▸ **Exercise requirements**
Reproduce every line in the listing that contains the word "React".

▸ **Source excerpt**
========================================

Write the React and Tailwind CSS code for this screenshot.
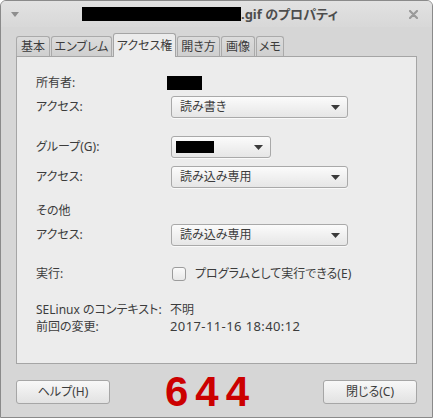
import React from "react";

const tabs = [
  { label: "基本", w: "w-[34px]" },
  { label: "エンブレム", w: "w-[61px]" },
  { label: "アクセス権", w: "w-[63px]", active: true },
  { label: "開き方", w: "w-[43px]" },
  { label: "画像", w: "w-[34px]" },
  { label: "メモ", w: "w-[28px]" },
];

const Caret = () => (
  <svg width="9" height="5" viewBox="0 0 9 5" className="shrink-0">
    <path d="M0 0 L9 0 L4.5 5 Z" fill="#3a3a3a" />
  </svg>
);

const Dropdown = ({ children, wide = true }) => (
  <div
    className={`${wide ? "w-[177px]" : "w-[100px]"} h-[22px] flex items-center justify-between pl-[8px] pr-[7px] rounded-[3px] border border-[#a9a9a9] bg-gradient-to-b from-[#fbfbfb] to-[#e6e6e6] shadow-[0_1px_0_rgba(255,255,255,0.7)] text-[12px] text-[#3c3c3c] whitespace-nowrap`}
  >
    {children}
    <Caret />
  </div>
);

const Row = ({ label, children, className = "" }) => (
  <div className={`flex items-center ${className}`}>
    <div className="w-[135px] shrink-0 text-[12px] text-[#3c3c3c] whitespace-nowrap">{label}</div>
    <div className="flex items-center whitespace-nowrap">{children}</div>
  </div>
);

const App = () => {
  return (
    <div className="w-[433px] h-[419px] bg-white font-['Noto_Sans','Noto_Sans_CJK_JP',sans-serif] [font-feature-settings:'palt']">
      <div className="w-[433px] h-[418px] flex flex-col bg-[#d6d6d6] border border-[#8a8a8a] rounded-t-[6px] overflow-hidden">
        {/* title bar */}
        <div className="h-[26px] shrink-0 flex items-center bg-gradient-to-b from-[#e2e2e2] to-[#d8d8d8] px-[10px]">
          <svg width="8" height="5" viewBox="0 0 8 5">
            <path d="M0 0 L8 0 L4 5 Z" fill="#8e8e8e" />
          </svg>
          <div className="flex-1 flex items-center pl-[63px]">
            <div className="w-[159px] h-[14px] bg-black" />
            <span className="text-[13px] font-bold text-[#4d4d4d] leading-none whitespace-nowrap">.gif のプロパティ</span>
          </div>
          <svg width="9" height="9" viewBox="0 0 9 9" className="mr-[4px]">
            <path d="M1 1 L8 8 M8 1 L1 8" stroke="#9a9a9a" strokeWidth="2.2" strokeLinecap="round" />
          </svg>
        </div>

        {/* tabs */}
        <div className="flex items-end gap-[1px] pl-[15px] mt-[6px] h-[23px] shrink-0">
          {tabs.map((t) =>
            t.active ? (
              <div
                key={t.label}
                className={`${t.w} h-[24px] -mb-[1px] z-10 flex items-center justify-center rounded-t-[3px] border border-b-0 border-[#a5a5a5] bg-[#ececec] text-[12px] text-[#3c3c3c] whitespace-nowrap`}
              >
                {t.label}
              </div>
            ) : (
              <div
                key={t.label}
                className={`${t.w} h-[20px] flex items-center justify-center rounded-t-[3px] border border-b-0 border-[#aaaaaa] bg-gradient-to-b from-[#dcdcdc] to-[#cfcfcf] text-[12px] text-[#3c3c3c] whitespace-nowrap`}
              >
                {t.label}
              </div>
            )
          )}
        </div>

        {/* panel */}
        <div className="mx-[15px] h-[308px] shrink-0 border border-[#a5a5a5] bg-[#ececec] pl-[19px] pt-[18px]">
          <Row label="所有者:" className="h-[16px]">
            <div className="w-[35px] h-[14px] bg-black -ml-[4px]" />
          </Row>
          <Row label="アクセス:" className="h-[22px] mt-[5px]">
            <Dropdown>読み書き</Dropdown>
          </Row>
          <Row label="グループ(G):" className="h-[22px] mt-[18px]">
            <Dropdown wide={false}>
              <div className="w-[38px] h-[12px] bg-black -ml-[4px]" />
            </Dropdown>
          </Row>
          <Row label="アクセス:" className="h-[22px] mt-[8px]">
            <Dropdown>読み込み専用</Dropdown>
          </Row>
          <div className="h-[16px] mt-[15px] flex items-center text-[12px] text-[#3c3c3c]">その他</div>
          <Row label="アクセス:" className="h-[22px] mt-[5px]">
            <Dropdown>読み込み専用</Dropdown>
          </Row>
          <Row label="実行:" className="h-[20px] mt-[18px]">
            <div className="w-[14px] h-[14px] ml-[1px] rounded-[3px] border border-[#9c9c9c] bg-gradient-to-b from-[#fafafa] to-[#e8e8e8]" />
            <span className="ml-[9px] text-[12px] text-[#3c3c3c]">プログラムとして実行できる(E)</span>
          </Row>
          <Row label="SELinux のコンテキスト:" className="h-[16px] mt-[18px]">
            <span className="-ml-[1px] text-[12px] text-[#3c3c3c]">不明</span>
          </Row>
          <Row label="前回の変更:" className="h-[16px] mt-[1px]">
            <span className="-ml-[1px] text-[13px] tracking-[0.4px] text-[#3c3c3c]">2017-11-16 18:40:12</span>
          </Row>
        </div>

        {/* footer */}
        <div className="flex items-start px-[15px] mt-[16px] h-[24px]">
          <div className="w-[94px] h-[24px] flex items-center justify-center rounded-[3px] border border-[#a6a6a6] bg-gradient-to-b from-[#f8f8f8] to-[#e2e2e2] text-[12px] text-[#3c3c3c] whitespace-nowrap">
            ヘルプ(H)
          </div>
          <div className="ml-[55px] -mt-[9px] font-['Liberation_Sans',Arial,sans-serif] text-[42px] leading-none font-bold text-[#cc0000] tracking-[7px]">
            644
          </div>
          <div className="flex-1" />
          <div className="w-[94px] h-[24px] flex items-center justify-center rounded-[3px] border border-[#a6a6a6] bg-gradient-to-b from-[#f8f8f8] to-[#e2e2e2] text-[12px] text-[#3c3c3c] whitespace-nowrap">
            閉じる(C)
          </div>
        </div>
      </div>
    </div>
  );
};

export default App;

========================================

▸ **Answer for the task**
Write the React and Tailwind CSS code for this screenshot.
import React from "react";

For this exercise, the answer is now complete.